### REQUIRED TASK
The records below must be output exactly, without pictures.

### SUPPLIED DATA
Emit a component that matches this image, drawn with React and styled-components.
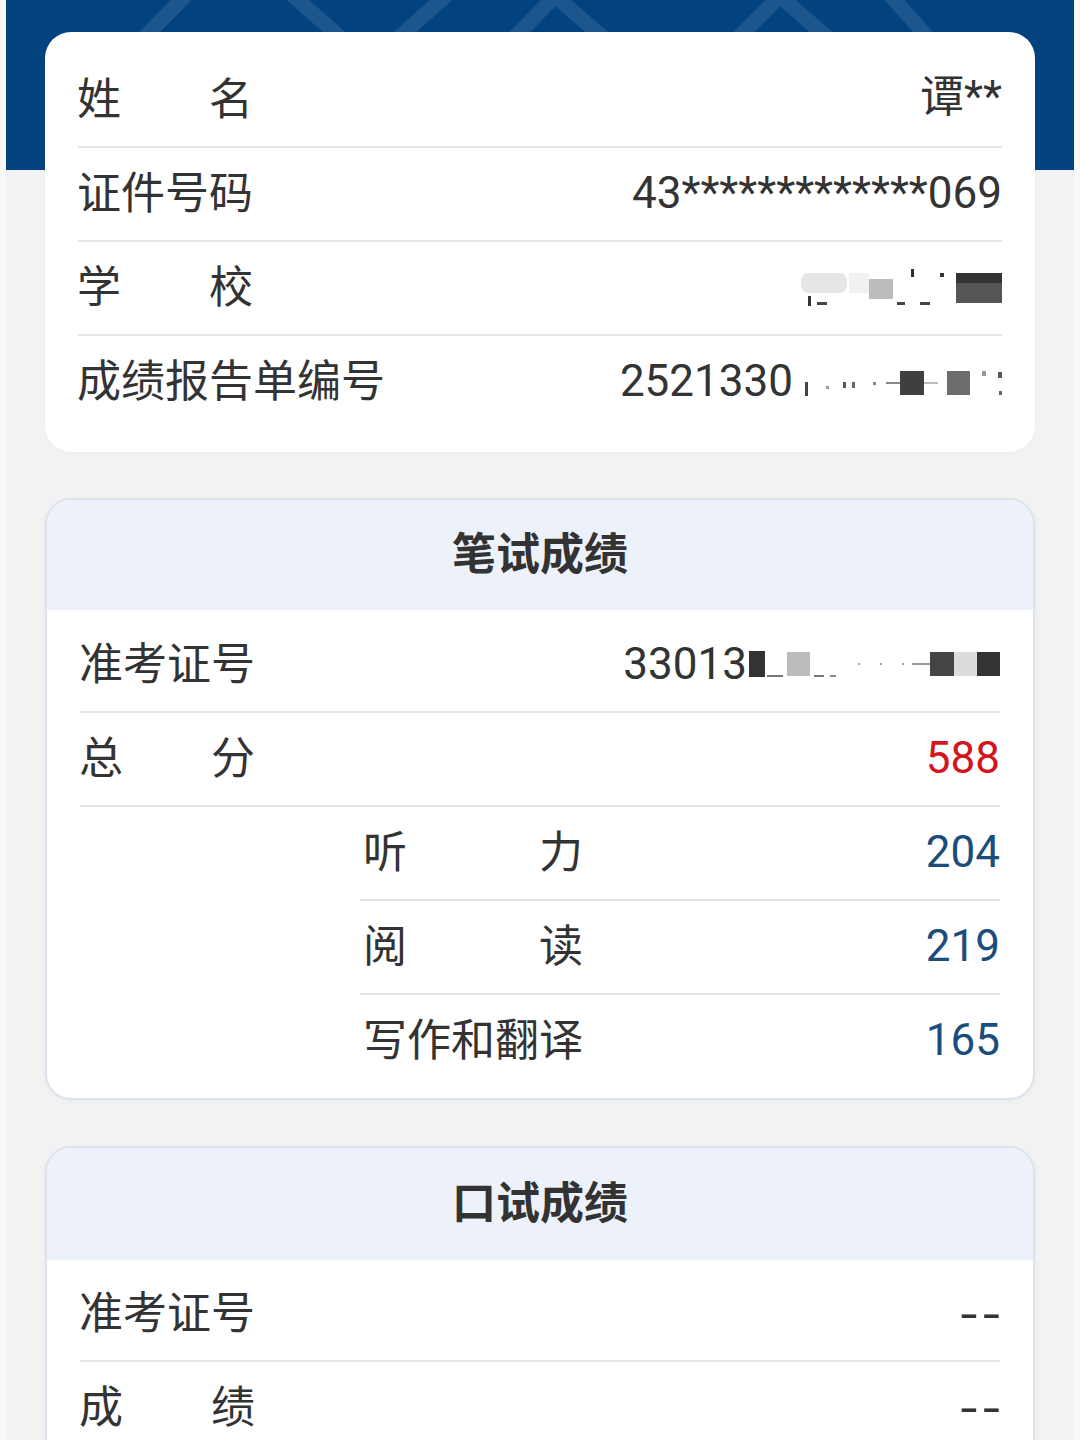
import React from "react";
import styled, { createGlobalStyle } from "styled-components";

const Global = createGlobalStyle`
  html, body { margin: 0; padding: 0; background: #f7f7f7; }
  body { font-family: Roboto, "Noto Sans CJK SC", sans-serif; color: #333; }
`;

const Page = styled.div`
  position: relative;
  min-height: 1440px;
  overflow: hidden;
  background: linear-gradient(to right, #f8f8f8 6px, #f2f2f2 6px, #f2f2f2 1074px, #f8f8f8 1074px);
`;

const Banner = styled.div`
  position: absolute;
  top: 0;
  left: 6px;
  right: 6px;
  height: 170px;
  background: #02427f;
  overflow: hidden;
  svg { display: block; }
`;

const Stack = styled.div`
  position: relative;
  z-index: 1;
  display: flex;
  flex-direction: column;
  gap: 46px;
  padding: 32px 45px 40px;
`;

const InfoCard = styled.section`
  background: #fff;
  border-radius: 26px;
  padding: 22px 33px;
  box-shadow: 0 1px 3px rgba(0, 0, 0, 0.03);
`;

const ScoreCard = styled.section`
  background: #fff;
  border-radius: 26px;
  border: 2px solid #dbe3ee;
  overflow: hidden;
  box-shadow: 0 1px 4px rgba(40, 70, 120, 0.05);
`;

const CardHead = styled.h2`
  margin: 0;
  height: ${(p) => p.$h}px;
  box-sizing: border-box;
  padding-bottom: 8px;
  display: flex;
  align-items: center;
  justify-content: center;
  background: #edf2fa;
  font-family: "Noto Sans CJK SC", sans-serif;
  font-size: 44px;
  font-weight: 700;
  color: #333;
`;

const CardBody = styled.div`
  padding: ${(p) => p.$top}px 33px 9px;
`;

const Row = styled.div`
  height: 94px;
  box-sizing: border-box;
  display: flex;
  align-items: center;
  justify-content: space-between;
  font-size: 44px;
  line-height: 1;
  border-bottom: 2px solid ${(p) => (p.$last ? "transparent" : "#e4e4e4")};
`;

const SubList = styled.div`
  padding-left: 280px;
`;

const Label = styled.span`
  display: flex;
  justify-content: space-between;
  width: ${(p) => p.$em}em;
  padding-bottom: 9px;
  margin-left: ${(p) => p.$indent}px;
  font-family: "Noto Sans CJK SC", sans-serif;
  color: #333;
`;

const Value = styled.span`
  font-family: Roboto, "Noto Sans CJK SC", sans-serif;
  color: ${(p) => p.$color || "#333"};
  display: inline-flex;
  align-items: center;
  white-space: nowrap;
  padding-bottom: ${(p) => (p.$cjk ? 6 : 2)}px;
`;

const Dash = styled.span`
  font-family: "DejaVu Sans", sans-serif;
  font-size: 44px;
  letter-spacing: 2px;
  margin-right: -4px;
  color: #333;
  transform: scaleX(1.25);
  transform-origin: right center;
  display: inline-block;
`;

const Redact = styled.span`
  display: inline-flex;
  align-items: center;
  height: 44px;
`;

const Bit = styled.span`
  display: inline-block;
  flex: none;
  background: ${(p) => p.$c};
  width: ${(p) => p.$w}px;
  height: ${(p) => p.$h}px;
  margin-left: ${(p) => p.$ml || 0}px;
  transform: translateY(${(p) => p.$dy || 0}px);
  border-radius: ${(p) => p.$r || 0}px;
`;

function Lbl({ text, em, indent = -1 }) {
  return (
    <Label $em={em || Math.max(4, text.length)} $indent={indent}>
      {text.split("").map((ch, i) => (
        <span key={i}>{ch}</span>
      ))}
    </Label>
  );
}

function Bits({ items }) {
  return (
    <Redact>
      {items.map((b, i) => (
        <Bit key={i} $c={b[0]} $w={b[1]} $h={b[2]} $ml={b[3]} $dy={b[4]} $r={b[5]} />
      ))}
    </Redact>
  );
}

/* [color, width, height, marginLeft, translateY, radius] */
const school = [
  ["#333", 3, 10, 8, 14],
  ["#e6e6e6", 46, 20, -10, -4, 8],
  ["#444", 10, 3, -30, 16],
  ["#f1f1f1", 20, 20, 22, -4],
  ["#bcbcbc", 24, 20, 0, 2],
  ["#444", 8, 3, 4, 16],
  ["#2f2f2f", 3, 8, 6, -14],
  ["#444", 10, 3, 6, 16],
  ["#333", 4, 4, 10, -12],
  ["#333", 46, 12, 12, -8],
  ["#555", 46, 20, -46, 6],
];

const report = [
  ["#444", 3, 14, 12, 8],
  ["#999", 3, 3, 18, 6],
  ["#555", 3, 6, 14, 4],
  ["#666", 3, 6, 6, 4],
  ["#888", 3, 3, 18, 2],
  ["#888", 14, 2, 10, 2],
  ["#3f3f3f", 24, 24, 0, 2],
  ["#bbb", 14, 2, 0, 2],
  ["#6d6d6d", 23, 24, 9, 2],
  ["#999", 4, 5, 12, -8],
  ["#555", 4, 6, 12, -6],
  ["#666", 3, 4, -3, 12],
];

const ticket = [
  ["#333", 16, 26, 2, 0],
  ["#777", 16, 2, 2, 12],
  ["#bcbcbc", 23, 24, 4, 0],
  ["#777", 10, 2, 4, 12],
  ["#888", 6, 2, 6, 12],
  ["#aaa", 2, 2, 22, 0],
  ["#aaa", 2, 2, 20, 0],
  ["#aaa", 2, 2, 20, 0],
  ["#999", 18, 2, 8, 0],
  ["#444", 24, 24, 0, 0],
  ["#dcdcdc", 23, 24, 0, 0],
  ["#333", 23, 24, 0, 0],
];

export default function App() {
  return (
    <>
      <Global />
      <Page>
        <Banner>
          <svg width="1068" height="170" viewBox="6 0 1068 170">
            <g stroke="rgba(255,255,255,0.11)" strokeWidth="15" fill="none">
              <line x1="220" y1="-40" x2="142" y2="40" />
              <line x1="253" y1="-40" x2="343" y2="40" />
              <line x1="486" y1="-40" x2="396" y2="40" />
              <polyline points="512,40 555,-4 606,40" />
              <polyline points="736,40 780,-4 830,40" />
              <line x1="868" y1="-30" x2="930" y2="40" />
            </g>
          </svg>
        </Banner>
        <Stack>
          <InfoCard>
            <Row>
              <Lbl text="姓名" />
              <Value $cjk>谭**</Value>
            </Row>
            <Row>
              <Lbl text="证件号码" />
              <Value>43*************069</Value>
            </Row>
            <Row>
              <Lbl text="学校" />
              <Value>
                <Bits items={school} />
              </Value>
            </Row>
            <Row $last>
              <Lbl text="成绩报告单编号" />
              <Value>
                2521330
                <Bits items={report} />
              </Value>
            </Row>
          </InfoCard>

          <ScoreCard>
            <CardHead $h={110}>笔试成绩</CardHead>
            <CardBody $top={9}>
              <Row>
                <Lbl text="准考证号" />
                <Value>
                  33013
                  <Bits items={ticket} />
                </Value>
              </Row>
              <Row>
                <Lbl text="总分" />
                <Value $color="#d2161c">588</Value>
              </Row>
              <SubList>
                <Row>
                  <Lbl text="听力" em={5} indent={3} />
                  <Value $color="#1b4d7c">204</Value>
                </Row>
                <Row>
                  <Lbl text="阅读" em={5} indent={3} />
                  <Value $color="#1b4d7c">219</Value>
                </Row>
                <Row $last>
                  <Lbl text="写作和翻译" em={5} indent={3} />
                  <Value $color="#1b4d7c">165</Value>
                </Row>
              </SubList>
            </CardBody>
          </ScoreCard>

          <ScoreCard>
            <CardHead $h={112}>口试成绩</CardHead>
            <CardBody $top={8}>
              <Row>
                <Lbl text="准考证号" />
                <Value>
                  <Dash>--</Dash>
                </Value>
              </Row>
              <Row $last>
                <Lbl text="成绩" />
                <Value>
                  <Dash>--</Dash>
                </Value>
              </Row>
            </CardBody>
          </ScoreCard>
        </Stack>
      </Page>
    </>
  );
}
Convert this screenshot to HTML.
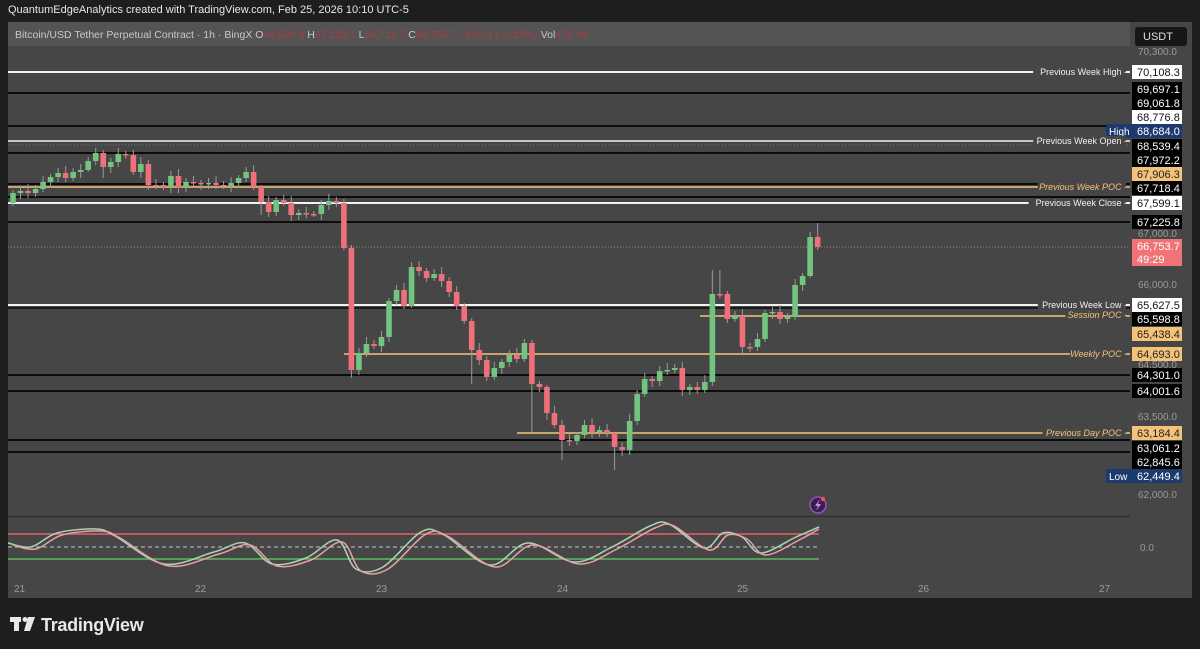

### EXERCISE SOLUTION
Emit a component that matches this image, drawn with React and styled-components.
import React from "react";
import styled, { createGlobalStyle } from "styled-components";

const Global = createGlobalStyle`
  html, body { margin: 0; padding: 0; background: #f7f7f7; }
  body { font-family: Roboto, "Noto Sans CJK SC", sans-serif; color: #333; }
`;

const Page = styled.div`
  position: relative;
  min-height: 1440px;
  overflow: hidden;
  background: linear-gradient(to right, #f8f8f8 6px, #f2f2f2 6px, #f2f2f2 1074px, #f8f8f8 1074px);
`;

const Banner = styled.div`
  position: absolute;
  top: 0;
  left: 6px;
  right: 6px;
  height: 170px;
  background: #02427f;
  overflow: hidden;
  svg { display: block; }
`;

const Stack = styled.div`
  position: relative;
  z-index: 1;
  display: flex;
  flex-direction: column;
  gap: 46px;
  padding: 32px 45px 40px;
`;

const InfoCard = styled.section`
  background: #fff;
  border-radius: 26px;
  padding: 22px 33px;
  box-shadow: 0 1px 3px rgba(0, 0, 0, 0.03);
`;

const ScoreCard = styled.section`
  background: #fff;
  border-radius: 26px;
  border: 2px solid #dbe3ee;
  overflow: hidden;
  box-shadow: 0 1px 4px rgba(40, 70, 120, 0.05);
`;

const CardHead = styled.h2`
  margin: 0;
  height: ${(p) => p.$h}px;
  box-sizing: border-box;
  padding-bottom: 8px;
  display: flex;
  align-items: center;
  justify-content: center;
  background: #edf2fa;
  font-family: "Noto Sans CJK SC", sans-serif;
  font-size: 44px;
  font-weight: 700;
  color: #333;
`;

const CardBody = styled.div`
  padding: ${(p) => p.$top}px 33px 9px;
`;

const Row = styled.div`
  height: 94px;
  box-sizing: border-box;
  display: flex;
  align-items: center;
  justify-content: space-between;
  font-size: 44px;
  line-height: 1;
  border-bottom: 2px solid ${(p) => (p.$last ? "transparent" : "#e4e4e4")};
`;

const SubList = styled.div`
  padding-left: 280px;
`;

const Label = styled.span`
  display: flex;
  justify-content: space-between;
  width: ${(p) => p.$em}em;
  padding-bottom: 9px;
  margin-left: ${(p) => p.$indent}px;
  font-family: "Noto Sans CJK SC", sans-serif;
  color: #333;
`;

const Value = styled.span`
  font-family: Roboto, "Noto Sans CJK SC", sans-serif;
  color: ${(p) => p.$color || "#333"};
  display: inline-flex;
  align-items: center;
  white-space: nowrap;
  padding-bottom: ${(p) => (p.$cjk ? 6 : 2)}px;
`;

const Dash = styled.span`
  font-family: "DejaVu Sans", sans-serif;
  font-size: 44px;
  letter-spacing: 2px;
  margin-right: -4px;
  color: #333;
  transform: scaleX(1.25);
  transform-origin: right center;
  display: inline-block;
`;

const Redact = styled.span`
  display: inline-flex;
  align-items: center;
  height: 44px;
`;

const Bit = styled.span`
  display: inline-block;
  flex: none;
  background: ${(p) => p.$c};
  width: ${(p) => p.$w}px;
  height: ${(p) => p.$h}px;
  margin-left: ${(p) => p.$ml || 0}px;
  transform: translateY(${(p) => p.$dy || 0}px);
  border-radius: ${(p) => p.$r || 0}px;
`;

function Lbl({ text, em, indent = -1 }) {
  return (
    <Label $em={em || Math.max(4, text.length)} $indent={indent}>
      {text.split("").map((ch, i) => (
        <span key={i}>{ch}</span>
      ))}
    </Label>
  );
}

function Bits({ items }) {
  return (
    <Redact>
      {items.map((b, i) => (
        <Bit key={i} $c={b[0]} $w={b[1]} $h={b[2]} $ml={b[3]} $dy={b[4]} $r={b[5]} />
      ))}
    </Redact>
  );
}

/* [color, width, height, marginLeft, translateY, radius] */
const school = [
  ["#333", 3, 10, 8, 14],
  ["#e6e6e6", 46, 20, -10, -4, 8],
  ["#444", 10, 3, -30, 16],
  ["#f1f1f1", 20, 20, 22, -4],
  ["#bcbcbc", 24, 20, 0, 2],
  ["#444", 8, 3, 4, 16],
  ["#2f2f2f", 3, 8, 6, -14],
  ["#444", 10, 3, 6, 16],
  ["#333", 4, 4, 10, -12],
  ["#333", 46, 12, 12, -8],
  ["#555", 46, 20, -46, 6],
];

const report = [
  ["#444", 3, 14, 12, 8],
  ["#999", 3, 3, 18, 6],
  ["#555", 3, 6, 14, 4],
  ["#666", 3, 6, 6, 4],
  ["#888", 3, 3, 18, 2],
  ["#888", 14, 2, 10, 2],
  ["#3f3f3f", 24, 24, 0, 2],
  ["#bbb", 14, 2, 0, 2],
  ["#6d6d6d", 23, 24, 9, 2],
  ["#999", 4, 5, 12, -8],
  ["#555", 4, 6, 12, -6],
  ["#666", 3, 4, -3, 12],
];

const ticket = [
  ["#333", 16, 26, 2, 0],
  ["#777", 16, 2, 2, 12],
  ["#bcbcbc", 23, 24, 4, 0],
  ["#777", 10, 2, 4, 12],
  ["#888", 6, 2, 6, 12],
  ["#aaa", 2, 2, 22, 0],
  ["#aaa", 2, 2, 20, 0],
  ["#aaa", 2, 2, 20, 0],
  ["#999", 18, 2, 8, 0],
  ["#444", 24, 24, 0, 0],
  ["#dcdcdc", 23, 24, 0, 0],
  ["#333", 23, 24, 0, 0],
];

export default function App() {
  return (
    <>
      <Global />
      <Page>
        <Banner>
          <svg width="1068" height="170" viewBox="6 0 1068 170">
            <g stroke="rgba(255,255,255,0.11)" strokeWidth="15" fill="none">
              <line x1="220" y1="-40" x2="142" y2="40" />
              <line x1="253" y1="-40" x2="343" y2="40" />
              <line x1="486" y1="-40" x2="396" y2="40" />
              <polyline points="512,40 555,-4 606,40" />
              <polyline points="736,40 780,-4 830,40" />
              <line x1="868" y1="-30" x2="930" y2="40" />
            </g>
          </svg>
        </Banner>
        <Stack>
          <InfoCard>
            <Row>
              <Lbl text="姓名" />
              <Value $cjk>谭**</Value>
            </Row>
            <Row>
              <Lbl text="证件号码" />
              <Value>43*************069</Value>
            </Row>
            <Row>
              <Lbl text="学校" />
              <Value>
                <Bits items={school} />
              </Value>
            </Row>
            <Row $last>
              <Lbl text="成绩报告单编号" />
              <Value>
                2521330
                <Bits items={report} />
              </Value>
            </Row>
          </InfoCard>

          <ScoreCard>
            <CardHead $h={110}>笔试成绩</CardHead>
            <CardBody $top={9}>
              <Row>
                <Lbl text="准考证号" />
                <Value>
                  33013
                  <Bits items={ticket} />
                </Value>
              </Row>
              <Row>
                <Lbl text="总分" />
                <Value $color="#d2161c">588</Value>
              </Row>
              <SubList>
                <Row>
                  <Lbl text="听力" em={5} indent={3} />
                  <Value $color="#1b4d7c">204</Value>
                </Row>
                <Row>
                  <Lbl text="阅读" em={5} indent={3} />
                  <Value $color="#1b4d7c">219</Value>
                </Row>
                <Row $last>
                  <Lbl text="写作和翻译" em={5} indent={3} />
                  <Value $color="#1b4d7c">165</Value>
                </Row>
              </SubList>
            </CardBody>
          </ScoreCard>

          <ScoreCard>
            <CardHead $h={112}>口试成绩</CardHead>
            <CardBody $top={8}>
              <Row>
                <Lbl text="准考证号" />
                <Value>
                  <Dash>--</Dash>
                </Value>
              </Row>
              <Row $last>
                <Lbl text="成绩" />
                <Value>
                  <Dash>--</Dash>
                </Value>
              </Row>
            </CardBody>
          </ScoreCard>
        </Stack>
      </Page>
    </>
  );
}
Convert this screenshot to HTML.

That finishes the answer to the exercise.